Physics Asked on April 1, 2021

I heard to find the potential for 3 particles you should use Quantum mechanics, but from 4-7 particles you should use Relativistic Quantum mechanics, and more than 8 the suitable theory is QFT. Is that true?

Suppose you have 20 particle, What are theories should I use? and What are the methods to find the potential?

One Answer

No, this is not correct. Which theory you use depends on the energy scale you're working on, not on the number of particles. Density functional theory can (in principle) treat hundreds of atoms, but is often used in a non-relativistic context.

In principle, finding the potential is trivial (if you're working with e.g. systems of protons and electrons at reasonably low energy): The potential is just the sum of the Coloumb interactions between the particles.

However, this expression is not very helpful, as you are no closer to solving the Schrödinger equation (and solving it becomes a hopeless endeavor once you have more than a few particles).

So what to do?
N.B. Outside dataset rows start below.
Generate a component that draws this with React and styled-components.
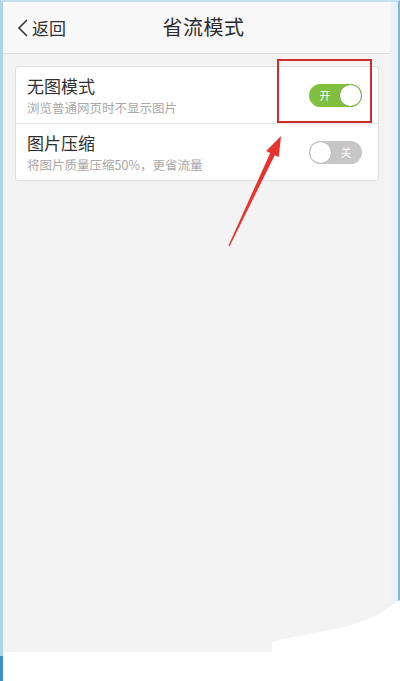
import React from "react";
import styled, { createGlobalStyle } from "styled-components";

const Global = createGlobalStyle`
  html, body { margin: 0; padding: 0; background: #ffffff; }
  body { font-family: "Noto Sans CJK SC", "Noto Sans", sans-serif; }
  * { box-sizing: border-box; }
`;

const Frame = styled.div`
  position: relative;
  width: 400px;
  height: 681px;
  display: flex;
  flex-direction: column;
  background: #ffffff;
  overflow: hidden;
`;

const Screen = styled.div`
  height: 652px;
  display: flex;
  border-top: 2px solid #c3e2f0;
  border-left: 3px solid #acd5e8;
  border-right: 2px solid #86b4ca;
`;

const Panel = styled.div`
  flex: 1;
  display: flex;
  flex-direction: column;
  background: #f3f3f3;
`;

const EdgeBand = styled.div`
  width: 8px;
  background: linear-gradient(90deg, #f1f3f4 0%, #e6f1f8 60%, #e2f0fa 100%);
`;

const Header = styled.header`
  height: 52px;
  display: grid;
  grid-template-columns: 1fr auto 1fr;
  align-items: center;
  padding: 0 0 0 14px;
  background: #f8f8f8;
  border-bottom: 1px solid #dcdcdc;
`;

const Back = styled.div`
  display: flex;
  align-items: center;
  gap: 3px;
  color: #333;
  font-size: 17px;
  justify-self: start;
`;

const Title = styled.h1`
  margin: 0 0 2px;
  font-size: 20px;
  font-weight: 400;
  color: #2a2a2a;
  letter-spacing: 0.5px;
`;

const Content = styled.main`
  padding: 12px 11px 0 12px;
`;

const Card = styled.section`
  background: #ffffff;
  border: 1px solid #e0e0e0;
  border-radius: 3px;
`;

const Row = styled.div`
  height: ${(p) => (p.$last ? "56px" : "57px")};
  display: flex;
  align-items: center;
  justify-content: space-between;
  padding: 0 16px 0 11px;
  border-bottom: ${(p) => (p.$last ? "none" : "1px solid #e6e6e6")};
`;

const RowText = styled.div`
  display: flex;
  flex-direction: column;
  margin-top: -1px;
`;

const RowTitle = styled.div`
  font-size: 17px;
  line-height: normal;
  color: #2f2f2f;
`;

const RowDesc = styled.div`
  font-size: 12.5px;
  line-height: normal;
  color: #a8a8a8;
`;

const Toggle = styled.div`
  width: 53px;
  height: 23px;
  border-radius: 12px;
  display: flex;
  flex-direction: ${(p) => (p.$on ? "row" : "row-reverse")};
  align-items: center;
  padding: 1px;
  background: ${(p) => (p.$on ? "#80bf3f" : "#c6c6c6")};
`;

const ToggleLabel = styled.span`
  flex: 1;
  text-align: center;
  font-size: 11px;
  color: #ffffff;
`;

const Knob = styled.span`
  width: 21px;
  height: 21px;
  border-radius: 50%;
  background: #ffffff;
  box-shadow: 0 0 0 0.5px rgba(0, 0, 0, 0.12);
`;

const Bottom = styled.div`
  flex: 1;
  border-left: 3px solid;
  border-image: linear-gradient(#acd5e8 0 5px, #3a90c7 5px 100%) 1;
`;

const Highlight = styled.div`
  position: absolute;
  left: 277px;
  top: 59px;
  width: 95px;
  height: 64px;
  border: 2px solid #cf2d2d;
`;

const Overlay = styled.svg`
  position: absolute;
  left: 0;
  top: 0;
  pointer-events: none;
`;

function Switch({ on }) {
  return (
    <Toggle $on={on}>
      <ToggleLabel>{on ? "开" : "关"}</ToggleLabel>
      <Knob />
    </Toggle>
  );
}

export default function App() {
  return (
    <>
      <Global />
      <Frame>
        <Screen>
          <Panel>
            <Header>
              <Back>
                <svg width="12" height="18" viewBox="0 0 12 18">
                  <path d="M10 1 L2 9 L10 17" fill="none" stroke="#333" strokeWidth="1.6" />
                </svg>
                返回
              </Back>
              <Title>省流模式</Title>
              <span />
            </Header>
            <Content>
              <Card>
                <Row>
                  <RowText>
                    <RowTitle>无图模式</RowTitle>
                    <RowDesc>浏览普通网页时不显示图片</RowDesc>
                  </RowText>
                  <Switch on />
                </Row>
                <Row $last>
                  <RowText>
                    <RowTitle>图片压缩</RowTitle>
                    <RowDesc>将图片质量压缩50%，更省流量</RowDesc>
                  </RowText>
                  <Switch on={false} />
                </Row>
              </Card>
            </Content>
          </Panel>
          <EdgeBand />
        </Screen>
        <Bottom />
        <Highlight />
        <Overlay width="400" height="681" viewBox="0 0 400 681">
          <polygon
            points="281,136 278.8,157.1 274.8,155.2 229.6,246.2 228.4,245.8 270.2,153 266.2,151.1"
            fill="#e8332f"
          />
          <path
            d="M272 653 L272 642 C290 637 310 634 330 630 C350 626 368 620 382 612 C388 608 392 604 400 600 L400 653 Z"
            fill="#ffffff"
          />
        </Overlay>
      </Frame>
    </>
  );
}
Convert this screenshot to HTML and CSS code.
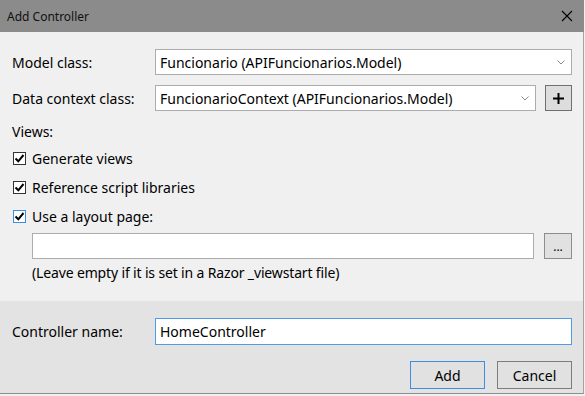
FILE: index.html
```html
<!DOCTYPE html>
<html lang="en">
<head>
    <meta charset="UTF-8">
    <meta name="viewport" content="width=device-width, initial-scale=1.0">
    <title>Add Controller</title>
    <link rel="stylesheet" href="styles.css">
</head>
<body>
    <div class="window">
        <div class="titlebar">
            <span class="title">Add Controller</span>
            <svg class="close" width="12" height="12" viewBox="0 0 12 12">
                <path d="M1 1 L11 11 M11 1 L1 11" stroke="#000" stroke-width="1.1" fill="none"/>
            </svg>
        </div>

        <div class="main">
            <div class="row">
                <label class="label">Model class:</label>
                <div class="combo">
                    <span>Funcionario (APIFuncionarios.Model)</span>
                    <svg class="chevron" width="8" height="5" viewBox="0 0 8 5"><polyline points="0.5,0.5 4,4 7.5,0.5" stroke="#8a8a8a" fill="none"/></svg>
                </div>
            </div>
            <div class="row row-gap">
                <label class="label">Data context class:</label>
                <div class="combo">
                    <span>FuncionarioContext (APIFuncionarios.Model)</span>
                    <svg class="chevron" width="8" height="5" viewBox="0 0 8 5"><polyline points="0.5,0.5 4,4 7.5,0.5" stroke="#8a8a8a" fill="none"/></svg>
                </div>
                <button class="square-btn plus">
                    <svg width="11" height="11" viewBox="0 0 11 11"><path d="M5.5 0 V11 M0 5.5 H11" stroke="#000" stroke-width="2" fill="none"/></svg>
                </button>
            </div>

            <div class="views-label">Views:</div>

            <div class="check-row">
                <span class="checkbox">
                    <svg width="11" height="11" viewBox="0 0 11 11"><polyline points="1.5,5.5 4.3,8.3 9.5,2" stroke="#000" stroke-width="2" fill="none"/></svg>
                </span>
                <span>Generate views</span>
            </div>
            <div class="check-row">
                <span class="checkbox">
                    <svg width="11" height="11" viewBox="0 0 11 11"><polyline points="1.5,5.5 4.3,8.3 9.5,2" stroke="#000" stroke-width="2" fill="none"/></svg>
                </span>
                <span>Reference script libraries</span>
            </div>
            <div class="check-row">
                <span class="checkbox focused">
                    <svg width="11" height="11" viewBox="0 0 11 11"><polyline points="1.5,5.5 4.3,8.3 9.5,2" stroke="#000" stroke-width="2" fill="none"/></svg>
                </span>
                <span>Use a layout page:</span>
            </div>

            <div class="layout-row">
                <div class="textbox"></div>
                <button class="square-btn dots">...</button>
            </div>
            <div class="note">(Leave empty if it is set in a Razor _viewstart file)</div>
        </div>

        <div class="footer">
            <div class="row">
                <label class="label">Controller name:</label>
                <div class="textbox name-box">HomeController</div>
            </div>
            <div class="actions">
                <button class="btn default">Add</button>
                <button class="btn">Cancel</button>
            </div>
        </div>
    </div>
</body>
</html>
```

FILE: styles.css
```css
html {
    background-color: #f0f0f0;
}
body {
    margin: 0;
    font-family: "Noto Sans", "Open Sans", sans-serif;
    font-size: 14px;
    color: #000;
}
.window {
    width: 584px;
}
.titlebar {
    height: 32px;
    background-color: #8b8b8b;
    display: flex;
    align-items: center;
    justify-content: space-between;
    padding: 0 11px 0 7px;
    box-sizing: border-box;
}
.title {
    font-size: 12px;
    color: #111;
}
.close {
    display: block;
}
.main {
    height: 269px;
    box-sizing: border-box;
    padding: 17px 11px 0 12px;
    border-right: 1px solid #a3a3a3;
}
.row {
    display: flex;
    align-items: center;
    height: 26px;
}
.row-gap {
    margin-top: 10px;
}
.label {
    width: 143px;
    flex: none;
}
.combo {
    flex: 1;
    height: 26px;
    box-sizing: border-box;
    background-color: #fff;
    border: 1px solid #acacac;
    display: flex;
    align-items: center;
    justify-content: space-between;
    padding: 0 6px 0 4px;
}
.chevron {
    display: block;
}
.square-btn {
    flex: none;
    width: 27px;
    height: 26px;
    margin-left: 9px;
    padding: 0;
    box-sizing: border-box;
    background-color: #dddddd;
    border: 1px solid #707070;
    font-family: inherit;
    color: #000;
    display: flex;
    align-items: center;
    justify-content: center;
}
.dots {
    font-size: 12px;
    line-height: 12px;
    padding-top: 2px;
    background-color: #e1e1e1;
    border-color: #8d8d8d;
}
.views-label {
    height: 20px;
    line-height: 20px;
    margin-top: 11px;
    margin-bottom: 2px;
}
.check-row {
    height: 29px;
    display: flex;
    align-items: center;
    gap: 6px;
}
.checkbox {
    width: 13px;
    height: 13px;
    box-sizing: border-box;
    margin-left: 1px;
    border: 1px solid #333;
    background-color: #fff;
    display: flex;
    align-items: center;
    justify-content: center;
}
.checkbox svg {
    display: block;
}
.checkbox.focused {
    border-color: #3c8ee4;
}
.layout-row {
    display: flex;
    align-items: center;
    margin: 2px 0 0 20px;
}
.layout-row .square-btn {
    margin-left: 10px;
    width: 28px;
}
.textbox {
    flex: 1;
    height: 26px;
    box-sizing: border-box;
    background-color: #fff;
    border: 1px solid #acacac;
}
.note {
    margin: 4px 0 0 20px;
    height: 20px;
    line-height: 20px;
    letter-spacing: -0.15px;
}
.footer {
    height: 93px;
    box-sizing: border-box;
    background-color: #e3e3e3;
    padding: 17px 11px 0 12px;
    border-right: 1px solid #a3a3a3;
    border-bottom: 1px solid #8f8f8f;
}
.footer .row {
    height: 27px;
}
.name-box {
    height: 27px;
    border-color: #4f9be8;
    padding: 0 4px;
    display: flex;
    align-items: center;
}
.actions {
    display: flex;
    justify-content: flex-end;
    gap: 12px;
    margin-top: 16px;
}
.btn {
    width: 75px;
    height: 28px;
    box-sizing: border-box;
    background-color: #e1e1e1;
    border: 1px solid #7d7d7d;
    font-family: inherit;
    font-size: 14px;
    color: #000;
    padding: 0;
}
.btn.default {
    border-color: #3c8ee4;
}
```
Well there are many possible approaches, depending on how many particles you have.

Focusing on density functional theory (DFT), it works by reformulating the Schrödinger equation in terms of electron density, and then deriving an expression for the resulting potential. This leads to a term called the exchange-correlation functional, for which sadly no closed-form expression is available.

However, there are a host of techniques for approximating this term. Which of them you use is part of the art of DFT.

Of course, once you start thinking about higher energies, other physical theories become relevant.